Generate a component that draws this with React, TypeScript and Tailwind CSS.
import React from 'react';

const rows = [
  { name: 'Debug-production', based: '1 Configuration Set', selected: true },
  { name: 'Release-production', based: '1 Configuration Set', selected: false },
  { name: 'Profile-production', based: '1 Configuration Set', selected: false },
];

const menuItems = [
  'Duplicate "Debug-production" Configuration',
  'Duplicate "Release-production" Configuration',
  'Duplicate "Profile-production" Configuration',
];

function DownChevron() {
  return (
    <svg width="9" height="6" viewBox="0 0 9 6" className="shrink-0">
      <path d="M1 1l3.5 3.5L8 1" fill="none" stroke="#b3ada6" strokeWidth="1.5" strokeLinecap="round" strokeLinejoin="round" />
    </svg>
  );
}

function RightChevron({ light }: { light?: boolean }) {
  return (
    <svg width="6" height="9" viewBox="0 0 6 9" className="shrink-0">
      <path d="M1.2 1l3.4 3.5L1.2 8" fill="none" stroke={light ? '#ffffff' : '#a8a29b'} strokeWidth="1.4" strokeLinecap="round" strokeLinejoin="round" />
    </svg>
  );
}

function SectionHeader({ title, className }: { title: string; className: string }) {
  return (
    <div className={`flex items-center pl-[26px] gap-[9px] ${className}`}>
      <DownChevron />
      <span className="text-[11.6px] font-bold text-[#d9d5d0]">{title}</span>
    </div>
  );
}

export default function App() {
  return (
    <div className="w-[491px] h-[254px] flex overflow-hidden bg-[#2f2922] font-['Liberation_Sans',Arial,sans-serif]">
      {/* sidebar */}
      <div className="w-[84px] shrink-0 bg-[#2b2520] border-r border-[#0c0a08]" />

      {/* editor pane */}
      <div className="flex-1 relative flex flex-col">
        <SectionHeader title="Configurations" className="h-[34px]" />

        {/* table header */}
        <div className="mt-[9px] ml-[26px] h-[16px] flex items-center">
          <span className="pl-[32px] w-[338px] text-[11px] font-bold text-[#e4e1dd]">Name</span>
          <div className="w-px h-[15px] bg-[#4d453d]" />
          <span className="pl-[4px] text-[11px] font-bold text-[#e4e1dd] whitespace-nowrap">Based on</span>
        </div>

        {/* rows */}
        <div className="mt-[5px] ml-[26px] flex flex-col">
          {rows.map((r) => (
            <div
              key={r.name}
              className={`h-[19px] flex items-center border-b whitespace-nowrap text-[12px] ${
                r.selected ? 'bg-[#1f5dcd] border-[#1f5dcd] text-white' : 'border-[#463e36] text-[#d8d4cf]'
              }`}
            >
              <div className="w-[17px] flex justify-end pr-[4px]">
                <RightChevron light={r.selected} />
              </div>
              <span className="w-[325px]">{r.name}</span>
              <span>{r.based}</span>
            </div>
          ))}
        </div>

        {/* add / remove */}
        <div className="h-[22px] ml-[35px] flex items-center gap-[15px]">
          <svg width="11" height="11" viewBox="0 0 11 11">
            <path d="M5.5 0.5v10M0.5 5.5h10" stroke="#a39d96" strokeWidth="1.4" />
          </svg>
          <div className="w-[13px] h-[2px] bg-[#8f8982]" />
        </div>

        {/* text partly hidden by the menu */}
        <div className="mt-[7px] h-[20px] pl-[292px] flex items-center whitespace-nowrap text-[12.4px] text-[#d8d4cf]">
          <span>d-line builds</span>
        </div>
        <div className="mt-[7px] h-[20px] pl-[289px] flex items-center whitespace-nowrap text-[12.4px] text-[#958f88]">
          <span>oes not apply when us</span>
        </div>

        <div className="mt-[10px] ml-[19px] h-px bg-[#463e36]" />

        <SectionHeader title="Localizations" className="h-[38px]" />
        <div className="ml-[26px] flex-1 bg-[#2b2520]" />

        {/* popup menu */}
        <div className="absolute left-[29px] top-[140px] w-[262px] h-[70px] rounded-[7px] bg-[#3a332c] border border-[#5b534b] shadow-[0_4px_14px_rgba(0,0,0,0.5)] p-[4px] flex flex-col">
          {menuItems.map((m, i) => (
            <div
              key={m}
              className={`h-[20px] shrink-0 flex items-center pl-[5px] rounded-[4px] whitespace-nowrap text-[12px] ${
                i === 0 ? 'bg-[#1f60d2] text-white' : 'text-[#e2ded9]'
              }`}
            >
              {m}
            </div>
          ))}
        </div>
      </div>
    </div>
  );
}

YOUR GOAL: Count up every line above that has the word "React" in it; answer with the number alone.

EXERCISE RESULT: 2